→ **PROBLEM STATEMENT**
Repeat the data word for word. Do not include the pictures.

→ **MATERIAL**
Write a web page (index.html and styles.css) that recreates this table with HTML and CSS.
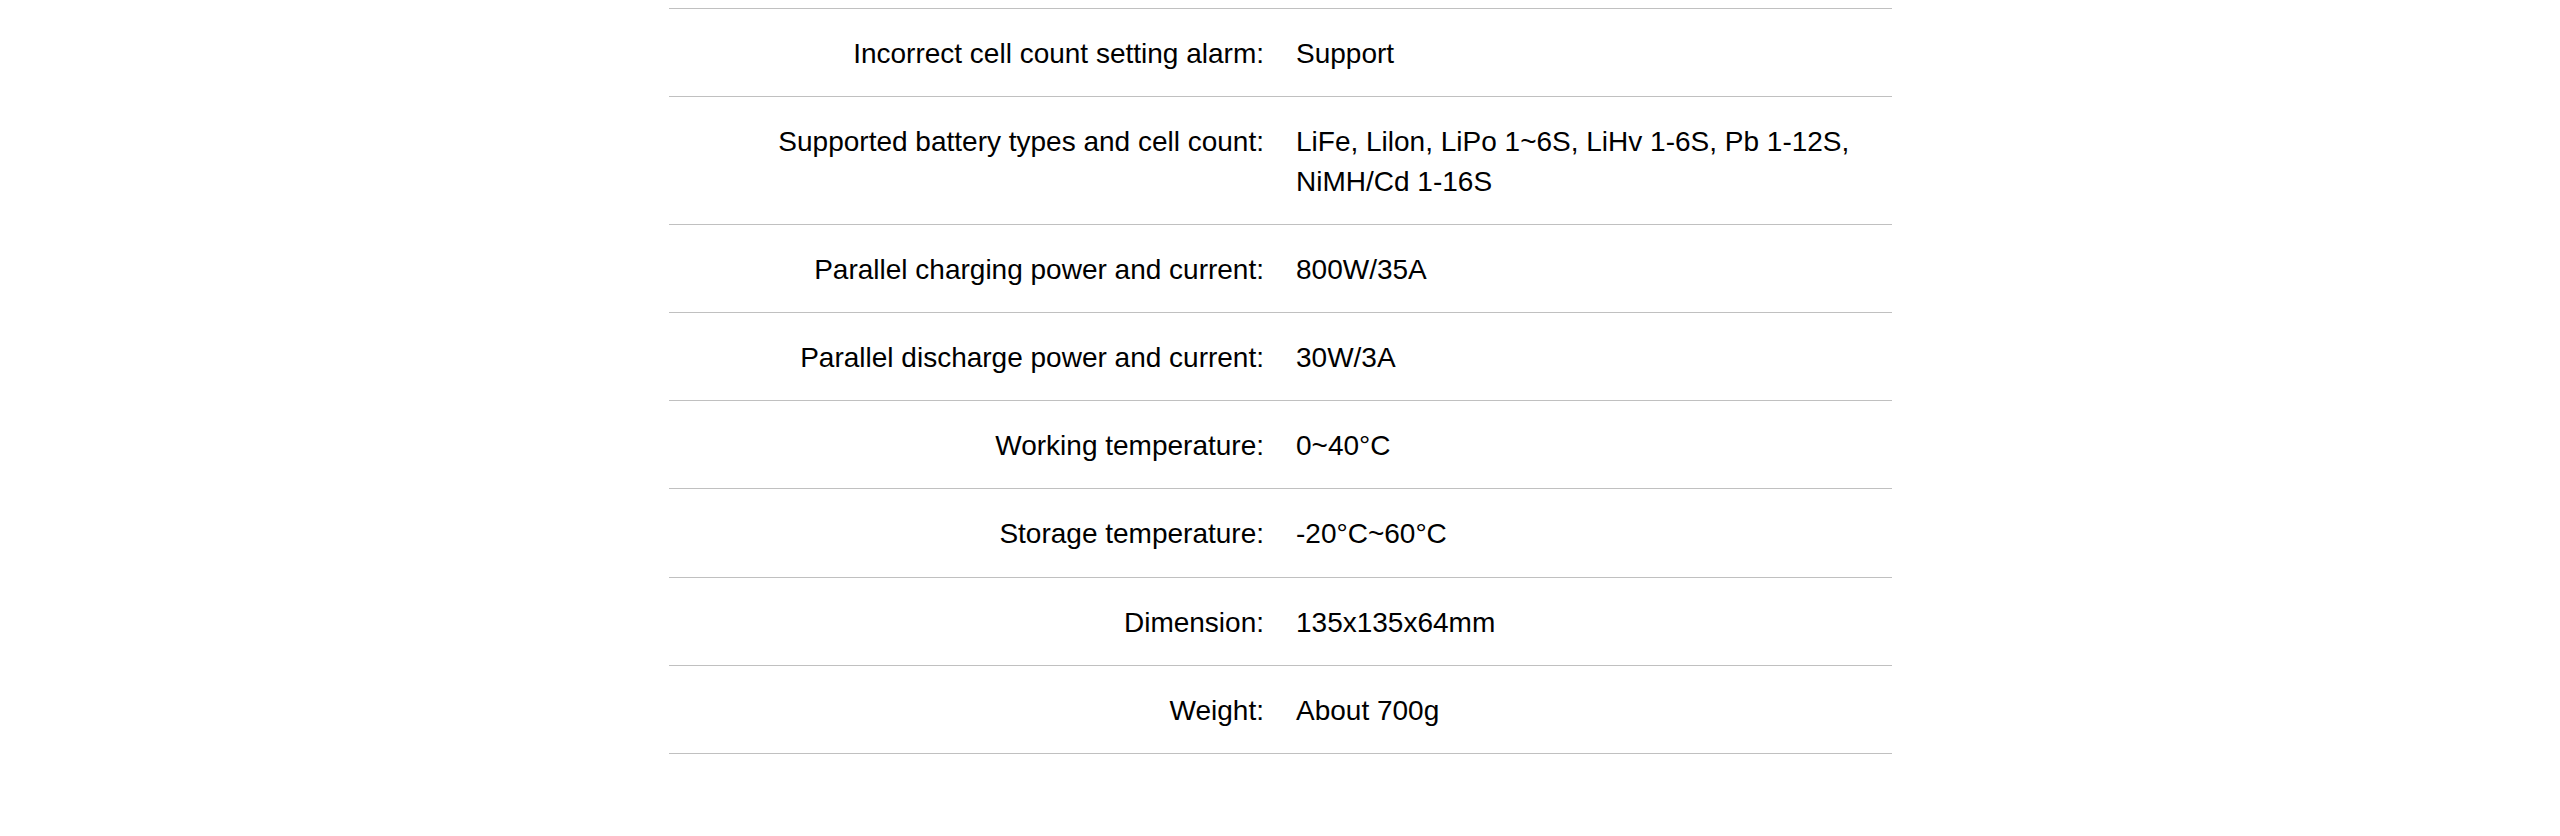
FILE: index.html
```html
<!DOCTYPE html>
<html lang="en">
<head>
<meta charset="utf-8">
<title>Specifications</title>
<link rel="stylesheet" href="styles.css">
</head>
<body>
<table class="spec-table">
  <tbody>
    <tr><td class="spec-label">Incorrect cell count setting alarm:</td><td class="spec-value">Support</td></tr>
    <tr><td class="spec-label">Supported battery types and cell count:</td><td class="spec-value">LiFe, Lilon, LiPo 1~6S, LiHv 1-6S, Pb 1-12S, NiMH/Cd 1-16S</td></tr>
    <tr><td class="spec-label">Parallel charging power and current:</td><td class="spec-value">800W/35A</td></tr>
    <tr><td class="spec-label">Parallel discharge power and current:</td><td class="spec-value">30W/3A</td></tr>
    <tr><td class="spec-label">Working temperature:</td><td class="spec-value">0~40°C</td></tr>
    <tr><td class="spec-label">Storage temperature:</td><td class="spec-value">-20°C~60°C</td></tr>
    <tr><td class="spec-label">Dimension:</td><td class="spec-value">135x135x64mm</td></tr>
    <tr><td class="spec-label">Weight:</td><td class="spec-value">About 700g</td></tr>
  </tbody>
</table>
</body>
</html>
```

FILE: styles.css
```css
html, body {
  margin: 0;
  padding: 0;
  background: #ffffff;
}

body {
  padding-top: 7.5px;
  font-family: "Liberation Sans", Arial, Helvetica, sans-serif;
  font-size: 28px;
  line-height: 40px;
  color: #000000;
}

.spec-table {
  width: 1223px;
  margin: 0 auto;
  border-collapse: collapse;
  table-layout: fixed;
  border-bottom: 1px solid #c0c0c0;
}

.spec-table tr {
  border-top: 1px solid #c0c0c0;
}

.spec-table td {
  width: 50%;
  padding: 25px 16px 22.2px 16px;
  vertical-align: top;
}

.spec-label {
  text-align: right;
}

.spec-value {
  text-align: left;
}
```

→ **SOLUTION**
Write a web page (index.html and styles.css) that recreates this table with HTML and CSS.
FILE: index.html
```html
<!DOCTYPE html>
<html lang="en">
<head>
<meta charset="utf-8">
<title>Specifications</title>
<link rel="stylesheet" href="styles.css">
</head>
<body>
<table class="spec-table">
  <tbody>
    <tr><td class="spec-label">Incorrect cell count setting alarm:</td><td class="spec-value">Support</td></tr>
    <tr><td class="spec-label">Supported battery types and cell count:</td><td class="spec-value">LiFe, Lilon, LiPo 1~6S, LiHv 1-6S, Pb 1-12S, NiMH/Cd 1-16S</td></tr>
    <tr><td class="spec-label">Parallel charging power and current:</td><td class="spec-value">800W/35A</td></tr>
    <tr><td class="spec-label">Parallel discharge power and current:</td><td class="spec-value">30W/3A</td></tr>
    <tr><td class="spec-label">Working temperature:</td><td class="spec-value">0~40°C</td></tr>
    <tr><td class="spec-label">Storage temperature:</td><td class="spec-value">-20°C~60°C</td></tr>
    <tr><td class="spec-label">Dimension:</td><td class="spec-value">135x135x64mm</td></tr>
    <tr><td class="spec-label">Weight:</td><td class="spec-value">About 700g</td></tr>
  </tbody>
</table>
</body>
</html>
```

FILE: styles.css
```css
html, body {
  margin: 0;
  padding: 0;
  background: #ffffff;
}

body {
  padding-top: 7.5px;
  font-family: "Liberation Sans", Arial, Helvetica, sans-serif;
  font-size: 28px;
  line-height: 40px;
  color: #000000;
}

.spec-table {
  width: 1223px;
  margin: 0 auto;
  border-collapse: collapse;
  table-layout: fixed;
  border-bottom: 1px solid #c0c0c0;
}

.spec-table tr {
  border-top: 1px solid #c0c0c0;
}

.spec-table td {
  width: 50%;
  padding: 25px 16px 22.2px 16px;
  vertical-align: top;
}

.spec-label {
  text-align: right;
}

.spec-value {
  text-align: left;
}
```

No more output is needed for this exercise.